We will never fix San Francisco without a centrist, moderate Board of Supervisors for the Mayor to work with.
We are in the final week of the Redistricting process and it is going better than I could have ever dreamed. The current draft map, 4B, will flip 3 districts with Progressive Supervisors to moderate majorities and make 2 other districts which are currently Progressive majority, competitive with a 50/50 voting block split. But it ain’t over til its over. The Progressives have run circles around us for years. They are far better organized then us. The City budget is the source of 95% of their capital and they fight like hell for it.
According to documents filed with the Attorney General’s Registry of Charitable Trusts, Connected SF is run by three people: Lanier Coles, Angelique Mahan, and Janan New.
Coles and others, including real-estate developer Nick Podel, who is on the board of Neighbors for a Better San Francisco, the right-wing group that tried to defeat progressives two years ago and is now trying to recall DA Chesa Boudin, wrote an oped piece for the Marina Times in January laying out their strategy.

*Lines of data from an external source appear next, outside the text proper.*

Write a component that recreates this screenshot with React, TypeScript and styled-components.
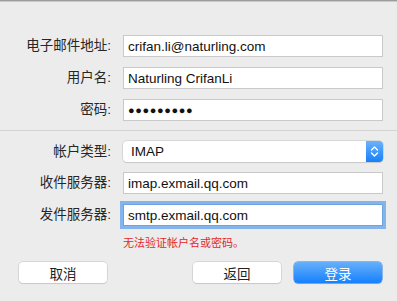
import React from 'react';
import styled, { createGlobalStyle } from 'styled-components';

const Global = createGlobalStyle`
    html, body {
        margin: 0;
        padding: 0;
        background: #ececec;
    }
    body {
        font-family: "Liberation Sans", "Noto Sans CJK SC", sans-serif;
        color: #222;
        -webkit-font-smoothing: antialiased;
    }
`;

const Window = styled.div`
    width: 397px;
    height: 301px;
    background: #ececec;
    border-top: 1px solid #9c9c9c;
    box-shadow: inset 0 1px 0 #c9c9c9;
    box-sizing: border-box;
    display: flex;
    flex-direction: column;
`;

const Section = styled.div<{ top: number }>`
    display: grid;
    grid-template-columns: 111px 260px;
    column-gap: 12px;
    row-gap: 10px;
    align-items: center;
    padding-top: ${(p) => p.top}px;
`;

const Label = styled.div`
    font-size: 13.5px;
    line-height: 16px;
    text-align: right;
    white-space: nowrap;
    color: #262626;
`;

const Field = styled.div<{ focused?: boolean }>`
    height: 22px;
    box-sizing: border-box;
    background: #fff;
    border: 1px solid #c9c9c9;
    border-top-color: #bdbdbd;
    padding: 0 4px;
    display: flex;
    align-items: center;
    font-size: 13.5px;
    color: #111;
    white-space: nowrap;
    overflow: hidden;
    box-shadow: ${(p) => (p.focused ? '0 0 0 3px #84b4ec' : 'none')};
    border-color: ${(p) => (p.focused ? '#6fa2e0' : '#c9c9c9')};
`;

const Dots = styled.span`
    font-size: 11px;
    letter-spacing: 0.6px;
    color: #111;
`;

const Divider = styled.div`
    height: 1px;
    background: #d3d3d3;
    margin-top: 9px;
`;

const Select = styled.div`
    height: 21px;
    box-sizing: border-box;
    background: #fff;
    border-radius: 4px;
    box-shadow: 0 0 0 0.5px #c2c2c2, 0 1px 1px rgba(0, 0, 0, 0.12);
    display: flex;
    align-items: center;
    font-size: 13.5px;
    color: #111;
    padding-left: 8px;
    overflow: hidden;
`;

const SelectText = styled.span`
    flex: 1;
`;

const Stepper = styled.div`
    width: 17px;
    height: 100%;
    background: linear-gradient(#6cb2fb, #1580fd);
    display: flex;
    align-items: center;
    justify-content: center;
`;

const ErrorText = styled.div`
    grid-column: 2;
    font-size: 11px;
    line-height: 13px;
    color: #e3262b;
    margin-top: 1px;
`;

const Buttons = styled.div`
    display: flex;
    align-items: center;
    padding: 12px 15px 0 19px;
`;

const Button = styled.div<{ primary?: boolean }>`
    width: 88px;
    height: 21px;
    box-sizing: border-box;
    border-radius: 4px;
    display: flex;
    align-items: center;
    justify-content: center;
    font-size: 13.5px;
    color: ${(p) => (p.primary ? '#fff' : '#222')};
    background: ${(p) => (p.primary ? 'linear-gradient(#68b0fa, #1481fd)' : '#fff')};
    box-shadow: ${(p) =>
        p.primary
            ? '0 0 0 0.5px #2f7ee8, 0 1px 1px rgba(0, 0, 0, 0.15)'
            : '0 0 0 0.5px #c2c2c2, 0 1px 1px rgba(0, 0, 0, 0.12)'};
`;

const Spacer = styled.div`
    flex: 1;
`;

const Gap = styled.div`
    width: 13px;
`;

const Chevrons = () => (
    <svg width="9" height="13" viewBox="0 0 9 13" fill="none">
        <path d="M1.5 5 L4.5 2 L7.5 5" stroke="#fff" strokeWidth="1.4" strokeLinecap="round" strokeLinejoin="round" />
        <path d="M1.5 8 L4.5 11 L7.5 8" stroke="#fff" strokeWidth="1.4" strokeLinecap="round" strokeLinejoin="round" />
    </svg>
);

const App: React.FC = () => {
    return (
        <Window>
            <Global />
            <Section top={34}>
                <Label>电子邮件地址:</Label>
                <Field>crifan.li@naturling.com</Field>
                <Label>用户名:</Label>
                <Field>Naturling CrifanLi</Field>
                <Label>密码:</Label>
                <Field>
                    <Dots>●●●●●●●●●</Dots>
                </Field>
            </Section>
            <Divider />
            <Section top={10}>
                <Label>帐户类型:</Label>
                <Select>
                    <SelectText>IMAP</SelectText>
                    <Stepper>
                        <Chevrons />
                    </Stepper>
                </Select>
                <Label>收件服务器:</Label>
                <Field>imap.exmail.qq.com</Field>
                <Label>发件服务器:</Label>
                <Field focused>smtp.exmail.qq.com</Field>
                <ErrorText>无法验证帐户名或密码。</ErrorText>
            </Section>
            <Buttons>
                <Button>取消</Button>
                <Spacer />
                <Button>返回</Button>
                <Gap />
                <Button primary>登录</Button>
            </Buttons>
        </Window>
    );
};

export default App;
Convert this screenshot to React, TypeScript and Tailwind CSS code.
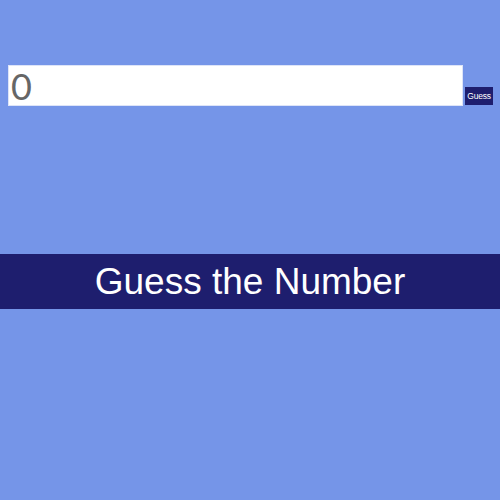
import { useState } from "react";

export default function App() {
  const [value, setValue] = useState("0");

  return (
    <div className="min-h-[500px] w-full bg-[#7595e8] font-['Liberation_Sans',Arial,sans-serif]">
      {/* Guess form */}
      <div className="flex items-end gap-[2px] pl-2 pt-[65px]">
        <input
          value={value}
          onChange={(e) => setValue(e.target.value)}
          className="h-[41px] w-[455px] shrink-0 border border-[#dde4f8] bg-white pl-[2px] font-['Lato',sans-serif] text-[36px] leading-none text-[#666] outline-none"
        />
        <button className="mb-[1px] h-[18px] w-[28px] shrink-0 bg-[#1e1e6e] px-0 text-[8.5px] leading-none tracking-tight text-white">
          Guess
        </button>
      </div>

      {/* Title banner */}
      <div className="mt-[148px] flex h-[55px] items-center justify-center bg-[#1e1e6e]">
        <h1 className="text-[37px] leading-none text-white">Guess the Number</h1>
      </div>
    </div>
  );
}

New is the executive director of the San Francisco Apartment Association and longtime landlord lobbyist.
So the real-estate folks, who don’t like the progressive majority on the Board are openly trying to gerrymander the lines.
The three appointees of the Elections Commission serve at the pleasure of that panel, which will be under immense pressure tomorrow. But at stake is not just the future of progressive politics in the city but the ability of the Task Force to resist political pressure and do what its predecessors have done since 1978: Draw lines that reflect what the community wants without any partisan agenda.
Yes, partisan: Everyone in elected office in San Francisco is a Democrat, but in reality we have two very distinct political parties, the progressives, and the conservatives who call themselves moderates. They have very different political agendas. And this line-drawing is, by any reasonable account, partisan.